[Openmcl-devel] Speed, compilers and multi-core processors

Glen Foy lisp at clairvaux.org
Mon May 18 08:50:02 PDT 2009


On May 18, 2009, at 10:45 AM, Brian Mastenbrook wrote:

> On Mon, 2009-05-18 at 10:13 -0400, Glen Foy wrote:
>
>> My ignorance of compiler design is breathtaking, but could multi-core
>> compiler techniques be used to compensate for Intel's register- 
>> starved
>> architecture?
>
> In a word, no.
>
> The problem with Intel's register-starved architecture is that as a
> compiler author it's difficult to work with a very small set of
> registers without overflowing to locations on the stack. Dealing with
> temporaries on the stack, while usually quite performant due to  
> register
> renaming at the hardware level, gets quite difficult to juggle
> especially if your compiler was originally developed on an  
> architecture
> where there are enough registers to always leave a few open for
> temporaries.
>
> Talking about "multi-core compiler techniques" is a bit like "alchemy"
> right now. Nobody's really quite sure what works, especially when it
> comes to languages that mere mortals can write. There's also quite a  
> bit
> of tension between the desire for functional programming as a means to
> save ourselves from mutable shared state and the intrinsic  
> dependency of
> garbage collection on same.
>
> The relationship between multi-core and the register-poor x86
> architecture isn't great, except that it probably increases the number
> of things you've got to keep in a register and thus exacerbates the
> issue.
>
> For what it's worth, x86-64 isn't all that register-starved, which is
> why some programs show a great improvement when compiled for 64-bit  
> even
> when you'd expect only a performance loss due to the increase in  
> pointer
> width.

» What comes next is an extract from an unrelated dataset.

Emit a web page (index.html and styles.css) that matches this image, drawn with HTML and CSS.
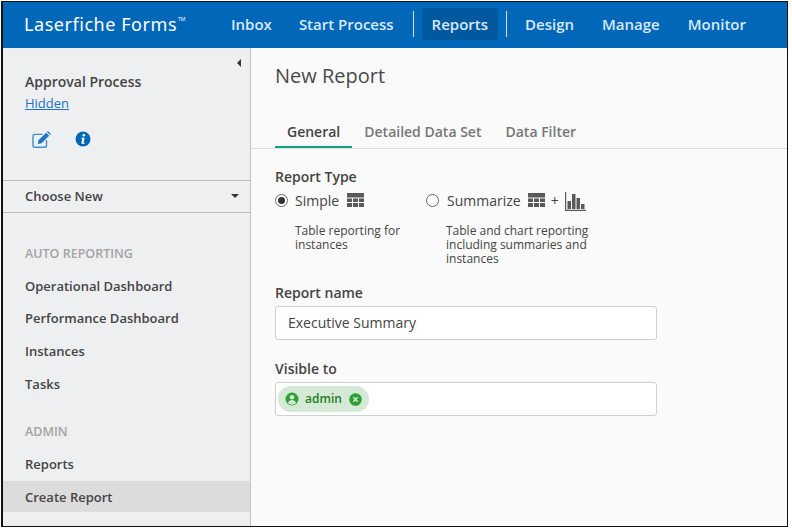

It's not quite like working on PowerPC or SPARC, but it isn't
> half bad. As a practical matter, it's probably safe to assume that any
> system with more than two cores (real or virtual hyper-threaded) is
> 64-bit; all of Intel's existing CPUs certainly hold to this pattern.

Thanks for the info.

The quality of the responses on this list is really quite remarkable.